» **STORED DATA**

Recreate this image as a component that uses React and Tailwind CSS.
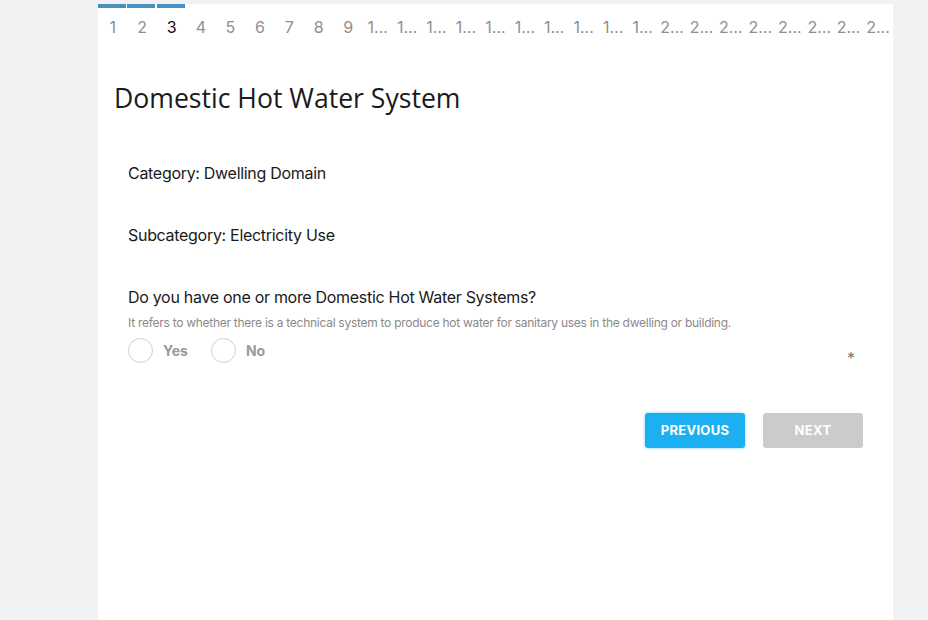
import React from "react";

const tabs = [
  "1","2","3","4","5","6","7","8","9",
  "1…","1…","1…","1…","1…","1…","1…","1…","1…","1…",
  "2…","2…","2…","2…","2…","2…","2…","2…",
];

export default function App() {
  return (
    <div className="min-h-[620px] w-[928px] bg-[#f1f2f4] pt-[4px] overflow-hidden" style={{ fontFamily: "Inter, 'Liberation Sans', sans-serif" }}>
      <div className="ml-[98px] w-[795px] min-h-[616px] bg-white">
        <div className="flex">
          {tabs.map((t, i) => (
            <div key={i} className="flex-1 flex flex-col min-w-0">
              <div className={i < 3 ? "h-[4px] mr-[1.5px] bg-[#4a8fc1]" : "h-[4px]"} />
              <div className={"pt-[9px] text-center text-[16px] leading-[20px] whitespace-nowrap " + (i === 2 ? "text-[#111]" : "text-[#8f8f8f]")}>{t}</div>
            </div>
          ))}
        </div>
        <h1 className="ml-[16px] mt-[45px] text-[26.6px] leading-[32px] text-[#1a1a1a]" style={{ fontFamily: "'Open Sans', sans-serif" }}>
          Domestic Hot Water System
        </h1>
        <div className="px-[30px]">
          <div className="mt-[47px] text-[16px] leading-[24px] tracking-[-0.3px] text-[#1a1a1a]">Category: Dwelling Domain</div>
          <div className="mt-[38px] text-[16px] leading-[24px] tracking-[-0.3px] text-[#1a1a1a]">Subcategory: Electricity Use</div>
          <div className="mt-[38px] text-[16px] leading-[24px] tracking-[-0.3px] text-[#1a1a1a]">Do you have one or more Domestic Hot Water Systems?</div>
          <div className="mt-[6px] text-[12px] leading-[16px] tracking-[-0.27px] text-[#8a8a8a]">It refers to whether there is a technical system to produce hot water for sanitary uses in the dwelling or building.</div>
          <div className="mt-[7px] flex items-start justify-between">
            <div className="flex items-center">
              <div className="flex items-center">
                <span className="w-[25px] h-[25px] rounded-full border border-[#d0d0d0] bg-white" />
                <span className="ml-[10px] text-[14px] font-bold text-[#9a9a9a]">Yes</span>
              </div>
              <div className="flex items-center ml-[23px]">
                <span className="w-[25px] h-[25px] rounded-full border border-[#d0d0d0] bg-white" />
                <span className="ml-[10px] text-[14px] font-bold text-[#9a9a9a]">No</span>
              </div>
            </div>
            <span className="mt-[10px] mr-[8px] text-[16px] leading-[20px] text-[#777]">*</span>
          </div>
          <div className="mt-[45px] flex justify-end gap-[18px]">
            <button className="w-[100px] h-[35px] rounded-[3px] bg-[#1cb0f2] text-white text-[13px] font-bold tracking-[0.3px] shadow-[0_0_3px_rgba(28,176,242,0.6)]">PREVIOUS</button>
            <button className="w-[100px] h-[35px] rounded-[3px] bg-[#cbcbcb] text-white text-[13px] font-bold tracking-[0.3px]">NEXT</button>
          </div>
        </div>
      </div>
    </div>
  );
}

» **WHAT IS NEEDED**
Print out the material word for word, omitting the pictures.

» **SOLUTION**
Recreate this image as a component that uses React and Tailwind CSS.
import React from "react";

const tabs = [
  "1","2","3","4","5","6","7","8","9",
  "1…","1…","1…","1…","1…","1…","1…","1…","1…","1…",
  "2…","2…","2…","2…","2…","2…","2…","2…",
];

export default function App() {
  return (
    <div className="min-h-[620px] w-[928px] bg-[#f1f2f4] pt-[4px] overflow-hidden" style={{ fontFamily: "Inter, 'Liberation Sans', sans-serif" }}>
      <div className="ml-[98px] w-[795px] min-h-[616px] bg-white">
        <div className="flex">
          {tabs.map((t, i) => (
            <div key={i} className="flex-1 flex flex-col min-w-0">
              <div className={i < 3 ? "h-[4px] mr-[1.5px] bg-[#4a8fc1]" : "h-[4px]"} />
              <div className={"pt-[9px] text-center text-[16px] leading-[20px] whitespace-nowrap " + (i === 2 ? "text-[#111]" : "text-[#8f8f8f]")}>{t}</div>
            </div>
          ))}
        </div>
        <h1 className="ml-[16px] mt-[45px] text-[26.6px] leading-[32px] text-[#1a1a1a]" style={{ fontFamily: "'Open Sans', sans-serif" }}>
          Domestic Hot Water System
        </h1>
        <div className="px-[30px]">
          <div className="mt-[47px] text-[16px] leading-[24px] tracking-[-0.3px] text-[#1a1a1a]">Category: Dwelling Domain</div>
          <div className="mt-[38px] text-[16px] leading-[24px] tracking-[-0.3px] text-[#1a1a1a]">Subcategory: Electricity Use</div>
          <div className="mt-[38px] text-[16px] leading-[24px] tracking-[-0.3px] text-[#1a1a1a]">Do you have one or more Domestic Hot Water Systems?</div>
          <div className="mt-[6px] text-[12px] leading-[16px] tracking-[-0.27px] text-[#8a8a8a]">It refers to whether there is a technical system to produce hot water for sanitary uses in the dwelling or building.</div>
          <div className="mt-[7px] flex items-start justify-between">
            <div className="flex items-center">
              <div className="flex items-center">
                <span className="w-[25px] h-[25px] rounded-full border border-[#d0d0d0] bg-white" />
                <span className="ml-[10px] text-[14px] font-bold text-[#9a9a9a]">Yes</span>
              </div>
              <div className="flex items-center ml-[23px]">
                <span className="w-[25px] h-[25px] rounded-full border border-[#d0d0d0] bg-white" />
                <span className="ml-[10px] text-[14px] font-bold text-[#9a9a9a]">No</span>
              </div>
            </div>
            <span className="mt-[10px] mr-[8px] text-[16px] leading-[20px] text-[#777]">*</span>
          </div>
          <div className="mt-[45px] flex justify-end gap-[18px]">
            <button className="w-[100px] h-[35px] rounded-[3px] bg-[#1cb0f2] text-white text-[13px] font-bold tracking-[0.3px] shadow-[0_0_3px_rgba(28,176,242,0.6)]">PREVIOUS</button>
            <button className="w-[100px] h-[35px] rounded-[3px] bg-[#cbcbcb] text-white text-[13px] font-bold tracking-[0.3px]">NEXT</button>
          </div>
        </div>
      </div>
    </div>
  );
}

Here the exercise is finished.